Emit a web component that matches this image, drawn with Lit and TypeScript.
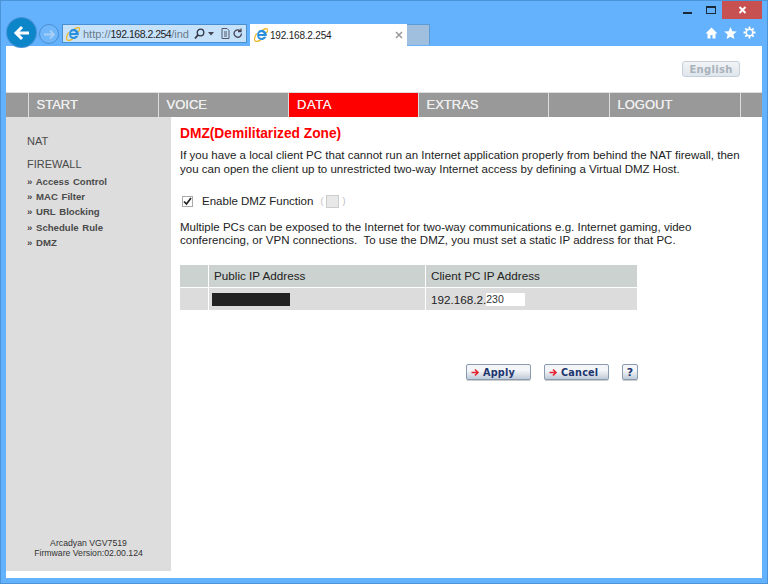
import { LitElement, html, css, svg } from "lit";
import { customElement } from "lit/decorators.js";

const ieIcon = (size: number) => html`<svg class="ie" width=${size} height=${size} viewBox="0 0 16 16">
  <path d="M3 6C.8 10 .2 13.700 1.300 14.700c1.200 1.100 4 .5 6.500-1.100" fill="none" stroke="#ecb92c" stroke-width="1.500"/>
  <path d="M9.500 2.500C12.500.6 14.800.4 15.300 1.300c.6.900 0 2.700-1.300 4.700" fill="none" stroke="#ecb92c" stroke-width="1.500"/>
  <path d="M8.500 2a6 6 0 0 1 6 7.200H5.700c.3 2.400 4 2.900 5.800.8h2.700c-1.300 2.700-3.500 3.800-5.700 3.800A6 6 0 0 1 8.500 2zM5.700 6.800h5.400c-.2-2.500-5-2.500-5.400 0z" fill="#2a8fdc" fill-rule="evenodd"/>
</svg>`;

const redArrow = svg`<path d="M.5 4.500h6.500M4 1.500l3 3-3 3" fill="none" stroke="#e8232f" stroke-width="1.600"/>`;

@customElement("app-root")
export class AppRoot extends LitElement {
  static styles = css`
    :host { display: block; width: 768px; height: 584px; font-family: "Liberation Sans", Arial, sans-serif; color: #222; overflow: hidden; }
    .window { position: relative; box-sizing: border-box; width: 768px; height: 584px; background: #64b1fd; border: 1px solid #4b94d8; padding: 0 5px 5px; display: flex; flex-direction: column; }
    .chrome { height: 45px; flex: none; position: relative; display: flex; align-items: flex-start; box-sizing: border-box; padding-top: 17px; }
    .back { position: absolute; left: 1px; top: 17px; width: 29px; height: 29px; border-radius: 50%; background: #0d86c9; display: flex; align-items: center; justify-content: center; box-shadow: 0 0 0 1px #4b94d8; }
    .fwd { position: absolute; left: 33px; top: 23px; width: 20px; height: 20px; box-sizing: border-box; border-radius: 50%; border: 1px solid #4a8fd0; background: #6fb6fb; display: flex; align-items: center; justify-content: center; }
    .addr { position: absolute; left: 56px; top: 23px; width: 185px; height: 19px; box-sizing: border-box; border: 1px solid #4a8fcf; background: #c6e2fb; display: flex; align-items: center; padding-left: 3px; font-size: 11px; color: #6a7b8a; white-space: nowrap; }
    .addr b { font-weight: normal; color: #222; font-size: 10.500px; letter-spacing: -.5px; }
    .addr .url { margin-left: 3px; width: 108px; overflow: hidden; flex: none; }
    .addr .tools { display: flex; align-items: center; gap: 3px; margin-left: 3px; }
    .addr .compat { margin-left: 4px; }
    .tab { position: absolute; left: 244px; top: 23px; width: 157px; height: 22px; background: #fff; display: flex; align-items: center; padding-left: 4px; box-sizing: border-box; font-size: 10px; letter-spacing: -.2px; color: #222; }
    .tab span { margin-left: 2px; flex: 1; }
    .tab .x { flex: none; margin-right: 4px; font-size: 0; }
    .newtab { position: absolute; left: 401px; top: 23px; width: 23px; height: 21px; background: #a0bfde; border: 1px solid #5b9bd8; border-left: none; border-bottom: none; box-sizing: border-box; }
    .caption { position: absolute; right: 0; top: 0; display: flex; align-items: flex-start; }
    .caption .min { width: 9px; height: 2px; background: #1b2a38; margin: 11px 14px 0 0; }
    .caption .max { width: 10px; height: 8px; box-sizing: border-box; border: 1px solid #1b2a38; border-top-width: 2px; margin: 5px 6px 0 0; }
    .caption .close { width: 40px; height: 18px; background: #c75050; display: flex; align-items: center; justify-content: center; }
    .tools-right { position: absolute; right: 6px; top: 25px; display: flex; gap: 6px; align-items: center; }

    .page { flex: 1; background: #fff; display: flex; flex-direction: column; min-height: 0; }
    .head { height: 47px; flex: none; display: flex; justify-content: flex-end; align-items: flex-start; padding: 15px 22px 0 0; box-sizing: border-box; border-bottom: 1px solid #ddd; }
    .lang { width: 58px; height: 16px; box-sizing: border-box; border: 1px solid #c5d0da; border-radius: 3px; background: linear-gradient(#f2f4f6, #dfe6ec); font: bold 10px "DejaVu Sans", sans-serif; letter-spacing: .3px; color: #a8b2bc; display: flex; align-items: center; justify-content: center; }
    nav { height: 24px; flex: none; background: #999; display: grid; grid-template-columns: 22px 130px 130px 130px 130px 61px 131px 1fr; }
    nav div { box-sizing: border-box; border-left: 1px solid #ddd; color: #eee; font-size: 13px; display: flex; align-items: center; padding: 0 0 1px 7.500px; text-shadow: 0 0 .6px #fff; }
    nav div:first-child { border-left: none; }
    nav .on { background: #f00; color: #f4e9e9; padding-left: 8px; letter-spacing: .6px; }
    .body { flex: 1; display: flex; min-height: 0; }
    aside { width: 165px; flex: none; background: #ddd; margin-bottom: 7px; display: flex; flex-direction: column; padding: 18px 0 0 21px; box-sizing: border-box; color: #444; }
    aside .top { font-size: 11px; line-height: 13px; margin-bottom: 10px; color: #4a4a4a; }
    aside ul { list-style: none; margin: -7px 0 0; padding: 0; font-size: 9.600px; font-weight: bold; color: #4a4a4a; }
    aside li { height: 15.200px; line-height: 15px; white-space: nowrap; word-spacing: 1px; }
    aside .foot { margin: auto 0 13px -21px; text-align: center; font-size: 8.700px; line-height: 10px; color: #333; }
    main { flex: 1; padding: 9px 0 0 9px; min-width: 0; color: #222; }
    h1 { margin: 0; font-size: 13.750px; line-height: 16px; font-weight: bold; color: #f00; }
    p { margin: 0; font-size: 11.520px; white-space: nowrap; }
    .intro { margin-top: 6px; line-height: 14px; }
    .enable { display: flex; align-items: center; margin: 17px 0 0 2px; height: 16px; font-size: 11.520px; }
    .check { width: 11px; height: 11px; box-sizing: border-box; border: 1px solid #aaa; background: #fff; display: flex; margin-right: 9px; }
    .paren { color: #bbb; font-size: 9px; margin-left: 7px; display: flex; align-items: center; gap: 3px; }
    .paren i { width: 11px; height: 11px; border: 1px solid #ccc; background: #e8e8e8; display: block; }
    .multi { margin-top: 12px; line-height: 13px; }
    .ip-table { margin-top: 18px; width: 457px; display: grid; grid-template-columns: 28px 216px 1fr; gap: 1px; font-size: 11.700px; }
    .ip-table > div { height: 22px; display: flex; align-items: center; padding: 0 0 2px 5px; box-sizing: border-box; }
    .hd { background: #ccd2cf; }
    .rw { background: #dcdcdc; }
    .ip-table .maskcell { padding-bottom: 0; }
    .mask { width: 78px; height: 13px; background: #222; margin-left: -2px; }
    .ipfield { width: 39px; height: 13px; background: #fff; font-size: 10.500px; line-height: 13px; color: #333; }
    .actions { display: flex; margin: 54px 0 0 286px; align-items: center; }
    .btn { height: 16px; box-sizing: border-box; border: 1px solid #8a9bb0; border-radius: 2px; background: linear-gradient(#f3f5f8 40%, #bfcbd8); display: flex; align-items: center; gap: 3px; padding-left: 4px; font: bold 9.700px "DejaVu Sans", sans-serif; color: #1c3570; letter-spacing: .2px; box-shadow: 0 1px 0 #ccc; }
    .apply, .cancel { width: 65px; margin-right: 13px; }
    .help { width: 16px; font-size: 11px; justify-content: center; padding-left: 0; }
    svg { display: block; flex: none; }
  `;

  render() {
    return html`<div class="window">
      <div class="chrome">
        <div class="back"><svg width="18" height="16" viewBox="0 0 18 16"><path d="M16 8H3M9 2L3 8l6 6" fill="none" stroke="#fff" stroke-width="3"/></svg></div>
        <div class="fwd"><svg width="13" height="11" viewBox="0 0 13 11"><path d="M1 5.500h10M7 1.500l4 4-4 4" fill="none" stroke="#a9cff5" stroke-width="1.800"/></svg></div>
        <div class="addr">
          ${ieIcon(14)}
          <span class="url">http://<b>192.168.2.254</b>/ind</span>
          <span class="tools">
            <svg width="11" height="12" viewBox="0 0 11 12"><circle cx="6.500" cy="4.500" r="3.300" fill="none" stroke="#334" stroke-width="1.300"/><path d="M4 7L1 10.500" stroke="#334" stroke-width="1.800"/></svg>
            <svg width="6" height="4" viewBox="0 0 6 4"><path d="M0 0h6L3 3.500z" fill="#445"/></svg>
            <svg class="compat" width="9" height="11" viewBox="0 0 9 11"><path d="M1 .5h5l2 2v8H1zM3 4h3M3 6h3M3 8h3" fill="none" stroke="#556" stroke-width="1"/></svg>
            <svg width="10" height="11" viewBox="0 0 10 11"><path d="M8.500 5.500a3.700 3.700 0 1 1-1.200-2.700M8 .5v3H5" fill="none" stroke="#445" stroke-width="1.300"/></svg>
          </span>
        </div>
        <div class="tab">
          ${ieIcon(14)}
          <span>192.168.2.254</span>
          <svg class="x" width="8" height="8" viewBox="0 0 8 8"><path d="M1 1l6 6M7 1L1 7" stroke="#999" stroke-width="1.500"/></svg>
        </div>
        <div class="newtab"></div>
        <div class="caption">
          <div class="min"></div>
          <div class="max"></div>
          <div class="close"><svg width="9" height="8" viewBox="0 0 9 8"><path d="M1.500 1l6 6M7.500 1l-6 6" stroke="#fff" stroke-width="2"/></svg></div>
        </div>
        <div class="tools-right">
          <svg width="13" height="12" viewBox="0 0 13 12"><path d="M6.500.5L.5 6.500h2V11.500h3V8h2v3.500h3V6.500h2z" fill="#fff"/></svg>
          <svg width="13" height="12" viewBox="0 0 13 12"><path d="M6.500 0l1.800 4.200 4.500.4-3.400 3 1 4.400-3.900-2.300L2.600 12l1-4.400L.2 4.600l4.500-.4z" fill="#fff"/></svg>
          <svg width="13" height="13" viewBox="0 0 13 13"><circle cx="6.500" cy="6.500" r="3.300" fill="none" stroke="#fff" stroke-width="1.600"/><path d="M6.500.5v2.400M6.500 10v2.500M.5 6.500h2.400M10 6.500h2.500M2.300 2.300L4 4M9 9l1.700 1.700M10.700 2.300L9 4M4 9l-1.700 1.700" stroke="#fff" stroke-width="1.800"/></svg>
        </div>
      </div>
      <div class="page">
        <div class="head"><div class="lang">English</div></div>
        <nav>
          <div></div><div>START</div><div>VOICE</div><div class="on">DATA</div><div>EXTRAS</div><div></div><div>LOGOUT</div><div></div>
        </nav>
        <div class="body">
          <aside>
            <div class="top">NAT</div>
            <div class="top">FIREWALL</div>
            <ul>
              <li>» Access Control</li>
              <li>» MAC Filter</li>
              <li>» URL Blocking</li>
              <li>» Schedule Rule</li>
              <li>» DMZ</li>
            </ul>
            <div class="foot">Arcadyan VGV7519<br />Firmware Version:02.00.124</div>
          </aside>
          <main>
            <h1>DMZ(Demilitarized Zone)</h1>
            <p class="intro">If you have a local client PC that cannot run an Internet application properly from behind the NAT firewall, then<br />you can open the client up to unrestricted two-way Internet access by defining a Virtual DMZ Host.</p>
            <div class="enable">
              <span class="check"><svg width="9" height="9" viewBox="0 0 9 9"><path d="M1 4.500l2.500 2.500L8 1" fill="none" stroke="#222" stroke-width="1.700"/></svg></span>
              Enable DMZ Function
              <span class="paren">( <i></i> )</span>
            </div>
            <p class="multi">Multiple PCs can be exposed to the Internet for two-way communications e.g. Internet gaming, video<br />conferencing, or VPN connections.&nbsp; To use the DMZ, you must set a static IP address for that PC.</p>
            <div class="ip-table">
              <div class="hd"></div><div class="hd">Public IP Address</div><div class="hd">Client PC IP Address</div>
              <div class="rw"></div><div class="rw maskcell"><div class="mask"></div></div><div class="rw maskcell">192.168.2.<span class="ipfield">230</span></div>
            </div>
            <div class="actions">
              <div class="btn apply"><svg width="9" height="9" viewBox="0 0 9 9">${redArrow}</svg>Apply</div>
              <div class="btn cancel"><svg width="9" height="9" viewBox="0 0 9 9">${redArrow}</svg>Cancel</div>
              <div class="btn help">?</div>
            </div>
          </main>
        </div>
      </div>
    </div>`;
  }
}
..........
TASK PROMPT => Take the material above from its first line through the line holding "4.500h6.500M4 1.500l3 3-3" and set it down exactly, without the pictures.

THE RESULT =>
Emit a web component that matches this image, drawn with Lit and TypeScript.
import { LitElement, html, css, svg } from "lit";
import { customElement } from "lit/decorators.js";

const ieIcon = (size: number) => html`<svg class="ie" width=${size} height=${size} viewBox="0 0 16 16">
  <path d="M3 6C.8 10 .2 13.700 1.300 14.700c1.200 1.100 4 .5 6.500-1.100" fill="none" stroke="#ecb92c" stroke-width="1.500"/>
  <path d="M9.500 2.500C12.500.6 14.800.4 15.300 1.300c.6.900 0 2.700-1.300 4.700" fill="none" stroke="#ecb92c" stroke-width="1.500"/>
  <path d="M8.500 2a6 6 0 0 1 6 7.200H5.700c.3 2.400 4 2.900 5.800.8h2.700c-1.300 2.700-3.500 3.800-5.700 3.800A6 6 0 0 1 8.500 2zM5.700 6.800h5.400c-.2-2.500-5-2.500-5.400 0z" fill="#2a8fdc" fill-rule="evenodd"/>
</svg>`;

const redArrow = svg`<path d="M.5 4.500h6.500M4 1.500l3 3-3 3" fill="none" stroke="#e8232f" stroke-width="1.600"/>`;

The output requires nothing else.